▽
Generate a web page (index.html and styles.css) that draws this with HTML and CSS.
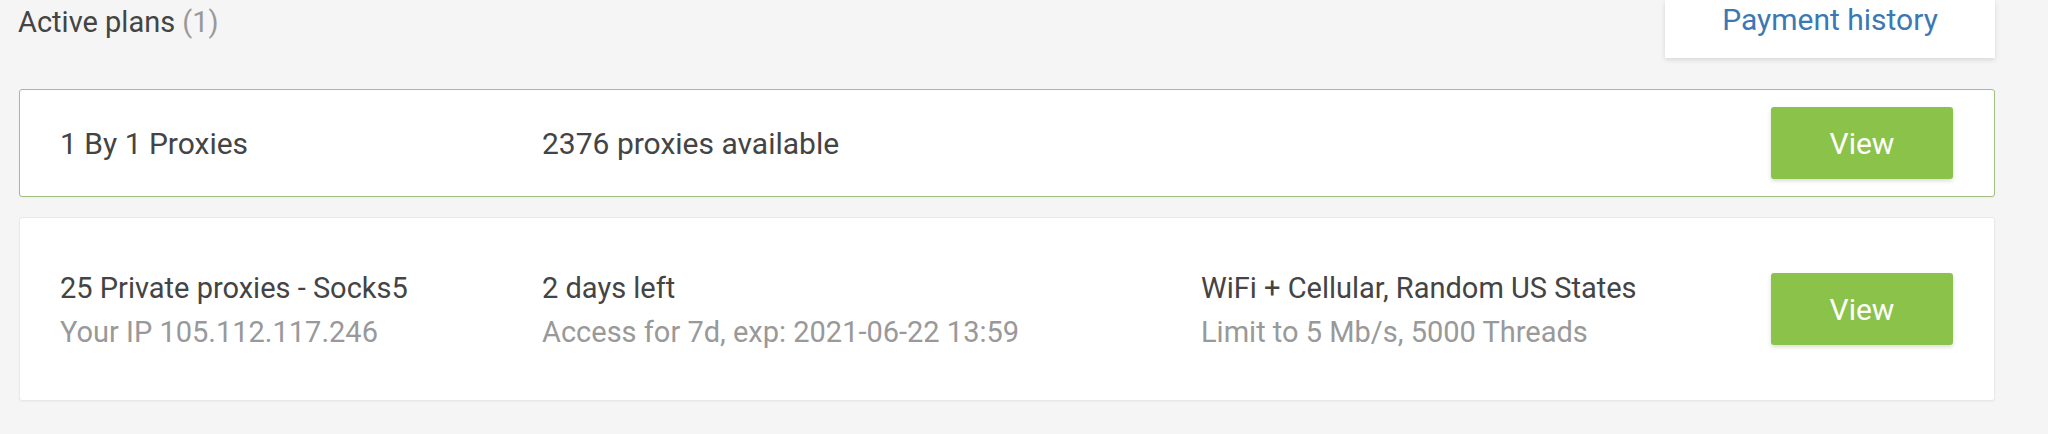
FILE: index.html
```html
<!DOCTYPE html>
<html lang="en">
  <head>
    <meta charset="UTF-8" />
    <meta name="viewport" content="width=device-width, initial-scale=1.0" />
    <title>Active plans</title>
    <link rel="stylesheet" href="styles.css">
  </head>
  <body>
    <div class="page">
      <div class="plans-header">
        <h2 class="plans-title">Active plans <span class="count">(1)</span></h2>
        <a href="#" class="history-btn">Payment history</a>
      </div>

      <div class="plan plan-active">
        <div class="col col-name">
          <div class="primary">1 By 1 Proxies</div>
        </div>
        <div class="col col-status">
          <div class="primary">2376 proxies available</div>
        </div>
        <div class="col col-info"></div>
        <button class="btn">View</button>
      </div>

      <div class="plan plan-detail">
        <div class="col col-name">
          <div class="primary">25 Private proxies - Socks5</div>
          <div class="secondary">Your IP 105.112.117.246</div>
        </div>
        <div class="col col-status">
          <div class="primary">2 days left</div>
          <div class="secondary">Access for 7d, exp: 2021-06-22 13:59</div>
        </div>
        <div class="col col-info">
          <div class="primary">WiFi + Cellular, Random US States</div>
          <div class="secondary">Limit to 5 Mb/s, 5000 Threads</div>
        </div>
        <button class="btn">View</button>
      </div>
    </div>
  </body>
</html>
```
FILE: styles.css
```css
body {
  font-family: Roboto, "Liberation Sans", sans-serif;
  background-color: #f5f5f5;
  margin: 0;
  padding: 0;
}

.page {
  padding: 0 53px 0 19px;
}

.plans-header {
  display: flex;
  justify-content: space-between;
  align-items: flex-start;
  height: 58px;
  margin-bottom: 31px;
}

.plans-title {
  margin: 0 0 0 -1px;
  padding-top: 4px;
  font-size: 29px;
  line-height: 36px;
  font-weight: 400;
  color: #444;
}

.count {
  color: #999;
}

.history-btn {
  display: block;
  width: 330px;
  height: 58px;
  box-sizing: border-box;
  padding-top: 2px;
  text-align: center;
  font-size: 30px;
  line-height: 36px;
  color: #3b78b4;
  text-decoration: none;
  background-color: white;
  box-shadow: 0 2px 5px rgba(0, 0, 0, 0.12);
}

.plan {
  display: flex;
  align-items: center;
  background-color: white;
  border: 1px solid #e9e9e9;
  border-radius: 3px;
  padding: 0 41px 0 40px;
  height: 184px;
  box-sizing: border-box;
  margin-bottom: 20px;
  box-shadow: 0 1px 2px rgba(0, 0, 0, 0.04);
}

.plan-active {
  height: 108px;
  border-color: #a3bf82;
}

.col {
  font-size: 30px;
  line-height: 44px;
  padding-top: 2px;
}

.plan-detail .col {
  font-size: 29px;
}

.col-name {
  width: 482px;
}

.col-status {
  width: 659px;
}

.col-info {
  flex: 1;
}

.primary {
  color: #444;
}

.secondary {
  color: #999;
}

.btn {
  width: 182px;
  height: 72px;
  background-color: #8bc34a;
  color: white;
  border: none;
  border-radius: 3px;
  font-family: Roboto, "Liberation Sans", sans-serif;
  font-size: 30px;
  font-weight: 400;
  cursor: pointer;
  box-shadow: 0 2px 4px rgba(0, 0, 0, 0.15);
}

.btn:hover {
  background-color: #7cb342;
}
```
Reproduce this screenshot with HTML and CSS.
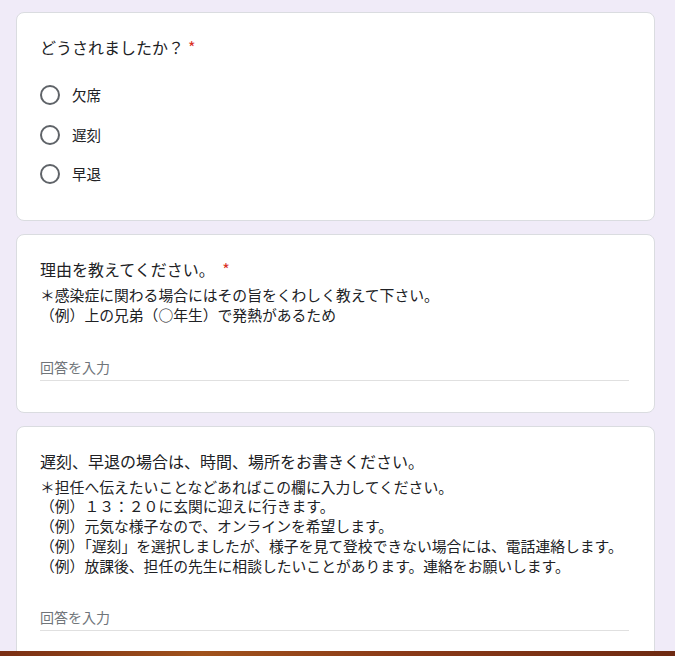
△
* Description of the task
Your copy should hold every record word for word and none of the pictures.

* Written response
Generate a web page (index.html and styles.css) that draws this with HTML and CSS.
FILE: index.html
```html
<!DOCTYPE html>
<html lang="en">
  <head>
    <meta charset="UTF-8" />
    <meta name="viewport" content="width=device-width, initial-scale=1.0" />
    <title>Active plans</title>
    <link rel="stylesheet" href="styles.css">
  </head>
  <body>
    <div class="page">
      <div class="plans-header">
        <h2 class="plans-title">Active plans <span class="count">(1)</span></h2>
        <a href="#" class="history-btn">Payment history</a>
      </div>

      <div class="plan plan-active">
        <div class="col col-name">
          <div class="primary">1 By 1 Proxies</div>
        </div>
        <div class="col col-status">
          <div class="primary">2376 proxies available</div>
        </div>
        <div class="col col-info"></div>
        <button class="btn">View</button>
      </div>

      <div class="plan plan-detail">
        <div class="col col-name">
          <div class="primary">25 Private proxies - Socks5</div>
          <div class="secondary">Your IP 105.112.117.246</div>
        </div>
        <div class="col col-status">
          <div class="primary">2 days left</div>
          <div class="secondary">Access for 7d, exp: 2021-06-22 13:59</div>
        </div>
        <div class="col col-info">
          <div class="primary">WiFi + Cellular, Random US States</div>
          <div class="secondary">Limit to 5 Mb/s, 5000 Threads</div>
        </div>
        <button class="btn">View</button>
      </div>
    </div>
  </body>
</html>
```
FILE: styles.css
```css
body {
  font-family: Roboto, "Liberation Sans", sans-serif;
  background-color: #f5f5f5;
  margin: 0;
  padding: 0;
}

.page {
  padding: 0 53px 0 19px;
}

.plans-header {
  display: flex;
  justify-content: space-between;
  align-items: flex-start;
  height: 58px;
  margin-bottom: 31px;
}

.plans-title {
  margin: 0 0 0 -1px;
  padding-top: 4px;
  font-size: 29px;
  line-height: 36px;
  font-weight: 400;
  color: #444;
}

.count {
  color: #999;
}

.history-btn {
  display: block;
  width: 330px;
  height: 58px;
  box-sizing: border-box;
  padding-top: 2px;
  text-align: center;
  font-size: 30px;
  line-height: 36px;
  color: #3b78b4;
  text-decoration: none;
  background-color: white;
  box-shadow: 0 2px 5px rgba(0, 0, 0, 0.12);
}

.plan {
  display: flex;
  align-items: center;
  background-color: white;
  border: 1px solid #e9e9e9;
  border-radius: 3px;
  padding: 0 41px 0 40px;
  height: 184px;
  box-sizing: border-box;
  margin-bottom: 20px;
  box-shadow: 0 1px 2px rgba(0, 0, 0, 0.04);
}

.plan-active {
  height: 108px;
  border-color: #a3bf82;
}

.col {
  font-size: 30px;
  line-height: 44px;
  padding-top: 2px;
}

.plan-detail .col {
  font-size: 29px;
}

.col-name {
  width: 482px;
}

.col-status {
  width: 659px;
}

.col-info {
  flex: 1;
}

.primary {
  color: #444;
}

.secondary {
  color: #999;
}

.btn {
  width: 182px;
  height: 72px;
  background-color: #8bc34a;
  color: white;
  border: none;
  border-radius: 3px;
  font-family: Roboto, "Liberation Sans", sans-serif;
  font-size: 30px;
  font-weight: 400;
  cursor: pointer;
  box-shadow: 0 2px 4px rgba(0, 0, 0, 0.15);
}

.btn:hover {
  background-color: #7cb342;
}
```
Reproduce this screenshot with HTML and CSS.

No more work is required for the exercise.